Said leads - Daniel Berger-Jones and Liz Hayes - are two of Boston's best young actors, and of course good actors are always looking to stretch beyond their inevitable "types;" that's only natural, and just what you'd expect from an Equity Code production, which is designed by and for its performers. Still, when both leads are playing against type, and what's more, against each other's type, let's just say crossed signals and missed climaxes tend to be the order of the day, however talented each actor may be. To grossly overgeneralize, the essential conflict in Anger is between the smart but sexily crude Jimmy and his gently refined, yet subconsciously smug, wife, Alison. He's earth; she's air. Yet Liz Hayes is obviously the earthier, more believably working-class of the two, with naturally practical smarts that she tries desperately to suppress in a quiet, passive-aggressive mode. Meanwhile Daniel Berger-Jones is indeed a hunk, but is also a physical thoroughbred; tall and in gym-trim, with a refined physical grace, he's the natural aristocrat of the two. Still, despite the fact that they really should have traded roles, they both have their moments; Berger-Jones is at his best when he drops his occasional histrionics in the third act and simply toys with Helena, his wife's "girlfriend" who replaces her in his bed. And Hayes brings a memorable intensity to her final scene, when she re-lives the horror (the loss of a child) that her husband had wished on her earlier (nice guy, huh).

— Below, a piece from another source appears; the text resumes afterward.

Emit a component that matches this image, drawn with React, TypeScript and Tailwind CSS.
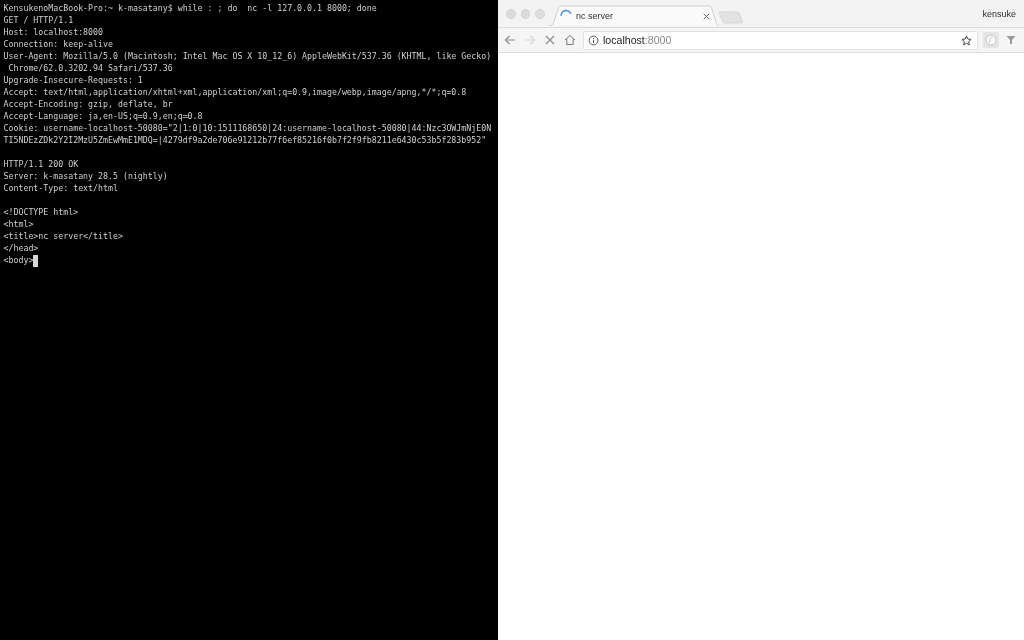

Risher Reddick, Daniel Berger-Jones and Georgia Lyman get past their Anger.
The supporting players manage better, perhaps because, unlike their costars, they're nestled comfortably in their respective types. Georgia Lyman is the standout, I'd say, playing yet another "other woman" - she looks smashing in her dark hair and prim blouse, and her accent is spot-on; my only feeling is that her hatred of Jimmy (which morphs "unexpectedly" into lust!) should be played with more energetic attack beneath her upper-crust poise. As flatmate Cliff (the role that gave Alan Bates his start), Risher Reddick is likewise mostly on-target with a tricky mix of conflicting emotion, and his fisticuffs with Jimmy prove robust and believable. Still, his accent seems to hop the pond from Wales to Tara with surprising rapidity, and he sometimes seems to lose focus along with his character. He, like Berger-Jones and Hayes, flourished far more in Marisol - which, if anything, is a weaker play than Anger. One wonders if there's something about these actors that makes them seek out challenging roles in weak plays - if so, I'd say they're better off with the wacky fireworks of Rivera than the bitter Method of Osborne.